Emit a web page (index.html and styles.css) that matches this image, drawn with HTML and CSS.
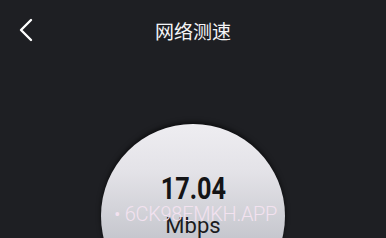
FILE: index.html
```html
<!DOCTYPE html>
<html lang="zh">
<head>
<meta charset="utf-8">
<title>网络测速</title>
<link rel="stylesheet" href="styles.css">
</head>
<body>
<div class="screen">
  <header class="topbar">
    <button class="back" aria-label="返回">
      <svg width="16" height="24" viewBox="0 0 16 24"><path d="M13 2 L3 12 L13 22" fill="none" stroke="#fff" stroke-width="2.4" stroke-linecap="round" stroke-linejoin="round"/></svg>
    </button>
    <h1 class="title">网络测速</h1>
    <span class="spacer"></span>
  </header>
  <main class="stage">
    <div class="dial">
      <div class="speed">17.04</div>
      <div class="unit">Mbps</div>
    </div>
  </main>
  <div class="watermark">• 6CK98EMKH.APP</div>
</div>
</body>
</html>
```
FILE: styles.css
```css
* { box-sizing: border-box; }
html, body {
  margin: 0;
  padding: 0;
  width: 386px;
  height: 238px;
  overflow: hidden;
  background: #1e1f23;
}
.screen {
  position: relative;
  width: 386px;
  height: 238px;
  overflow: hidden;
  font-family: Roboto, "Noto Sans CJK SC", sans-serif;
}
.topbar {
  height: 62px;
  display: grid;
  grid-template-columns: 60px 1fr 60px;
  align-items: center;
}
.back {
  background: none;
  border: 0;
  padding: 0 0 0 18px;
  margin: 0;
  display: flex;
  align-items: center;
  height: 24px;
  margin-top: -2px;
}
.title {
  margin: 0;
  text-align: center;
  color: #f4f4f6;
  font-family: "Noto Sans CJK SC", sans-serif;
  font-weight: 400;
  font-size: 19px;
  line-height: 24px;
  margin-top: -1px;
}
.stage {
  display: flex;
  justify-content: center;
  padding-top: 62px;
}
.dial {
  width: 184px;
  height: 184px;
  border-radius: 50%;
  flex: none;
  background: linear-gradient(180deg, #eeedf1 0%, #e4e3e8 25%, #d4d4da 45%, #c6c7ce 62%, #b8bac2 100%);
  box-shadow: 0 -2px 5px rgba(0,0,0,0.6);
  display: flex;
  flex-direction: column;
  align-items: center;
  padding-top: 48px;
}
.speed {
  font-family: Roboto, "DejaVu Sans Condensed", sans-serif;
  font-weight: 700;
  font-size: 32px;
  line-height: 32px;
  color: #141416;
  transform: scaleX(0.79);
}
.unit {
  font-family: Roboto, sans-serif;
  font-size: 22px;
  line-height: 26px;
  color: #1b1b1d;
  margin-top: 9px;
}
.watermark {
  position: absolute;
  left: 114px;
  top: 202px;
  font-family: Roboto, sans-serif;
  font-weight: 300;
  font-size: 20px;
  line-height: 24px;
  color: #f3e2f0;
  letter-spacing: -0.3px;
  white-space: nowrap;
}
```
────────────────────────────────────────
> **WORK TO BE COMPLETED**
Find every line that holds "styles" and copy it.

> **ANSWER TO THE TASK**
Emit a web page (index.html and styles.css) that matches this image, drawn with HTML and CSS.
<link rel="stylesheet" href="styles.css">
FILE: styles.css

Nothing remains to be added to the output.